The Company has not authorized any preferred stock.
There are no warrants or options outstanding to acquire additional shares of
common stock of the Company.
F-8
SIERRA RESOURCE GROUP, INC.
(A DEVELOPMENT STAGE ENTERPRISE)
NOTES TO FINANCIAL STATEMENTS
(AUDITED)
4. RELATED PARTY TRANSACTIONS
The Company neither owns nor leases any real or personal property. An officer
and resident agency of the corporation provides office services without charge.
Such costs are immaterial to the financial statements and accordingly, have not
been reflected therein. The officers and directors for the Company are involved
in other business activities and may in the future, become involved in other
business opportunities. If a specific business opportunity becomes available,
such persons may face a conflict in selecting between the Company and their
other business interest. The Company has not formulated a policy for the
resolution of such conflicts. As of December 31, 2009 and December 31, 2008, the
Company owed an officer $90,573 and $77,851, respectively.

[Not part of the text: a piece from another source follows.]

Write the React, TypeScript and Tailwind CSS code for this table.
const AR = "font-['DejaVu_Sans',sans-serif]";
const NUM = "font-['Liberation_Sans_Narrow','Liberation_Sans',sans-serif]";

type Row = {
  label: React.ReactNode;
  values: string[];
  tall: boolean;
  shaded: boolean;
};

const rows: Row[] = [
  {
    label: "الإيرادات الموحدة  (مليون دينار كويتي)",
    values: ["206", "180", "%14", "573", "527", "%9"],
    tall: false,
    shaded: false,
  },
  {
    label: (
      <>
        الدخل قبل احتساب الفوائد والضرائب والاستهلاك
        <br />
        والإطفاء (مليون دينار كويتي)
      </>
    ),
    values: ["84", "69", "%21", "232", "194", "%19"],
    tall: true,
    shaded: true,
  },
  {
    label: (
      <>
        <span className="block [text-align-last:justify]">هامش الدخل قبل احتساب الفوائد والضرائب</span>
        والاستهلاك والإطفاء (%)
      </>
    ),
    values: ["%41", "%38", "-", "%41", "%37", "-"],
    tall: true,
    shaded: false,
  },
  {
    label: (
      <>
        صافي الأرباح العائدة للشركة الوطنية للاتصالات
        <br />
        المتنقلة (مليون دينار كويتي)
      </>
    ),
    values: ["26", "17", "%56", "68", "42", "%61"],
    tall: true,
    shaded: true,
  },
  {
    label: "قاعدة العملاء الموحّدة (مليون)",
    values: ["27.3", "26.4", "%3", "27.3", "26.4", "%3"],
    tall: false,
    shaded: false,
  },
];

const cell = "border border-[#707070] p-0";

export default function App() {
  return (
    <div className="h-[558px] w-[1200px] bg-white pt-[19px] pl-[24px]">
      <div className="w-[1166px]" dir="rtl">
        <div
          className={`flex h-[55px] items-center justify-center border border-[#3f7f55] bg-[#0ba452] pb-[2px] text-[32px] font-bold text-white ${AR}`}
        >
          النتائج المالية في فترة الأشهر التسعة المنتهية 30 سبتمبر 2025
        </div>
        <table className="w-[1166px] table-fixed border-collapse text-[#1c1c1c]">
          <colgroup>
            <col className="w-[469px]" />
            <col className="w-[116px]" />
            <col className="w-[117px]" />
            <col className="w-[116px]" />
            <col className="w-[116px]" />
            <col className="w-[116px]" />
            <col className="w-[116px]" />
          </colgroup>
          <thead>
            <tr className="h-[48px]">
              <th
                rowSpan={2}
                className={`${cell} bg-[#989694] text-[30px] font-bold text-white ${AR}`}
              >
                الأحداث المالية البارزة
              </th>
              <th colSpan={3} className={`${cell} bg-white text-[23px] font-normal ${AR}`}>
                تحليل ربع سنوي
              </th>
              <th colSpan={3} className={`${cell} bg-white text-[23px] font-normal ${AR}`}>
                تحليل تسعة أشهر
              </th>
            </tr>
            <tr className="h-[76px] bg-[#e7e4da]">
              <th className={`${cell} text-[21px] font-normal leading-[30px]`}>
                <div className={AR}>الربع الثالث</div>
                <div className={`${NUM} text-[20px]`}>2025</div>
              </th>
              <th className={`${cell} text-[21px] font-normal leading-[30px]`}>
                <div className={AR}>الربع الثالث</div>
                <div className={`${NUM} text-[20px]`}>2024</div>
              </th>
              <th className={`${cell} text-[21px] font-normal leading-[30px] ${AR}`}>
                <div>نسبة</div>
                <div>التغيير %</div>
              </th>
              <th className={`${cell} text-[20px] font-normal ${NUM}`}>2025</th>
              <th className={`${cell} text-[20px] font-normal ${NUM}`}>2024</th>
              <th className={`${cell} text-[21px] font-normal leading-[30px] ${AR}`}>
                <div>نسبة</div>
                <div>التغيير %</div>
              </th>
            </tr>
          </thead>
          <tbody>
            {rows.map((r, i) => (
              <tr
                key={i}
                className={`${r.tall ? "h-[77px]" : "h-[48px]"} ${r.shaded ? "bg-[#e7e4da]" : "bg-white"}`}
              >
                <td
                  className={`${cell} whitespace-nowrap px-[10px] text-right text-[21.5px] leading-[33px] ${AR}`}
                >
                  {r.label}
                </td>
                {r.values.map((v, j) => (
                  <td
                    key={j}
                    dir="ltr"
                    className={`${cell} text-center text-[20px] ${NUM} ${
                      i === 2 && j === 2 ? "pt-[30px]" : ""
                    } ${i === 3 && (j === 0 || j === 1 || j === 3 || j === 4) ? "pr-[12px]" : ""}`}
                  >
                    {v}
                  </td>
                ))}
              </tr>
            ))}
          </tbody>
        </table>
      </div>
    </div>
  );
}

During the year ended December 31, 2008, the Company entered into an "Assignment
and Quit Claim of Oil and Gas Leases" agreement (the "Agreement") with Sierra
Asset Holdings LLC (the "Assignor") whereby the Assignor assigned 100% of
Assignor's right, title and interest in and to the leasehold estate in the oil
and gas leases located in Louisiana and Kansas for a note in the amount of
$29,500 secured by the oil and gas interests assigned. The Company is amortizing
the oil and gas interest on a 3 year straight line method. Total amortization
expense for the periods ended December 31, 2009 and December 31, 2008 was $5,416
and $6,556, respectively. According to the Agreement, the Assignor conveyed 100%
of the .04% working interests with a .03% net revenue interest in one well and
conveyed 100% of .035% working interests with a .03% net revenue interest in
three wells. The Company incurred an obligation of $29,500 for the interests to
the Assignor, all due and payable in April 2010. The note bears no interest;
however the Company has decided to impute interest based on APB 21 "INTEREST ON
RECEIVABLES AND PAYABLES" by imputing a reasonable rate of interest of 6% per
annum. The Assignor paid cash in the amount of $29,500 to Natural Oil & Gas
"Choice" Development Fund I, LP and Team Resources, Inc. during the year ended
December 31, 2008 for the acquired interests assigned.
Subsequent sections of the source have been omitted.